Yes — the resort regions of Cancún, Riviera Maya, Playa del Carmen, Costa Mujeres, Los Cabos, and Puerto Vallarta have excellent safety records for tourist travel. Resort areas are private, gated, and patrolled. Most safety advisories that pertain to Mexico don't apply to the tourist-zone destinations weddings actually happen in. Standard travel-insurance and common-sense precautions (don't leave valuables exposed, use resort transfers) cover the rest.

What's the best time of year to have a wedding in Mexico?

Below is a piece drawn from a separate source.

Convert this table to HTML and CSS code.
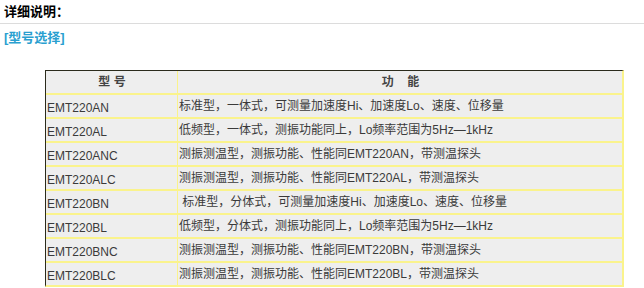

November through April is the prime season — minimal rain, low humidity, average highs in the high 70s to mid 80s. May, September, and October are shoulder months with lower prices but slightly higher humidity. June through October is hurricane season; rates drop significantly but require travel insurance with hurricane coverage. Christmas and Easter weeks command the highest premiums and longer minimum-night requirements.

Do you need a passport for a Mexico destination wedding?

Yes — every guest needs a valid passport that doesn't expire within 6 months of the travel date. The bride and groom need passports plus, if marrying legally in Mexico, additional apostilled documents (birth certificates, divorce decrees if applicable, etc.). Most couples avoid Mexican legal paperwork by getting legally married in their home country and having a symbolic ceremony at the resort.

How long does a legal Mexican wedding take?

If pursued in Mexico, plan 3-5 business days in destination before the ceremony for blood tests, document review by the local registry office, and certificate issuance. Apostilled birth certificates and (if applicable) divorce or death certificates must be brought from home. Most couples skip this and choose to be legally married in their home country first — the symbolic ceremony at the resort is identical in feel.